The “enhancing Bones’ brain with a chip so that he’s a recording device” was odd, but kind of fun, and did explain a lot of things. I enjoyed his musings about and discomfort with it. Felt like payback for Spock’s Brain and the remote control. I think they could have gotten into the implications of it for the character more, as he has a lot of trauma surrounding people messing with his brain, especially telepaths - which means that a mission like that would probably bring it to the surface. Though this didn’t really decrease my enjoyment of the novel, I kind of prefer when beloved characters succeed on their own attributes, rather than random technology enhancements (this is not a criticism of assistive tech at all - it’s just more narratively interesting when Jim Kirk bluffs his way out of a scenario using intuition than “Jim Kirk ate phlebonium and wins because he can now jump 20 feet in the air”).
The “hmmm…”:
I get that they wanted Bones to record a Romulan trial and get a feel for the Senate while he was there, which necessitated him to stay for the “trial,” even though the reasoning felt a bit tenuous as an excuse for a dramatic escape. I’m not sure I understand the purpose of essentially exploding the trial hall and killing a bunch of Romulans as Bones’ exit plan. Wasn’t this supposed to be a relatively covert operation, for Bones to check up on their spy’s mental health? I guess it took all suspicion off her, but it was a hell of a way to stage it.

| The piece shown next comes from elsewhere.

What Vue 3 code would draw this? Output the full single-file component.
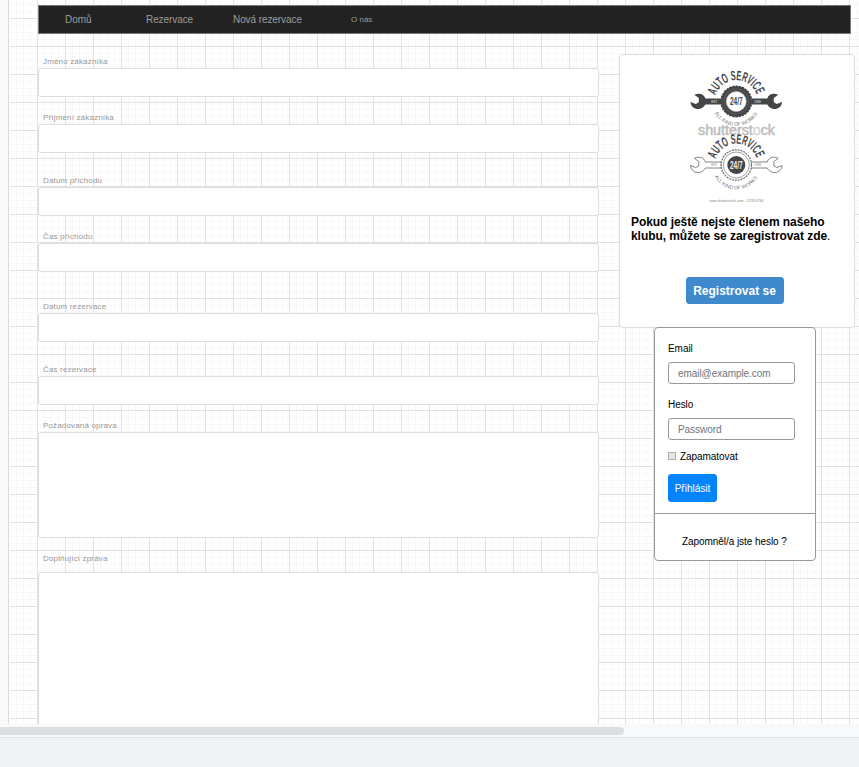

I love Bones. He’s 100% my fave. But I really, really missed his interactions with Kirk and Spock when he’s totally on his own, and the fact that, other than accompanying him to the initial meeting to plan the incursion, we have no idea what the other two are doing. My favourite long-form Trek fic, Equilibrium, separates the trio for two-thirds of the story, but they’re all still very much in each other’s thoughts and influenced by what the others would do. I got a feeling of almost total separation from the book, other than Bones wryly thinking that, if something a Starfleet officer said as a compliment led to his current predicament, he’d take Spock’s insults any time (and thinking about Spock every time a Romulan or Romulan in disguised raised an eyebrow). His interactions with Terise and Naraht are good, but nothing beats the chemistry of the Triumvirate.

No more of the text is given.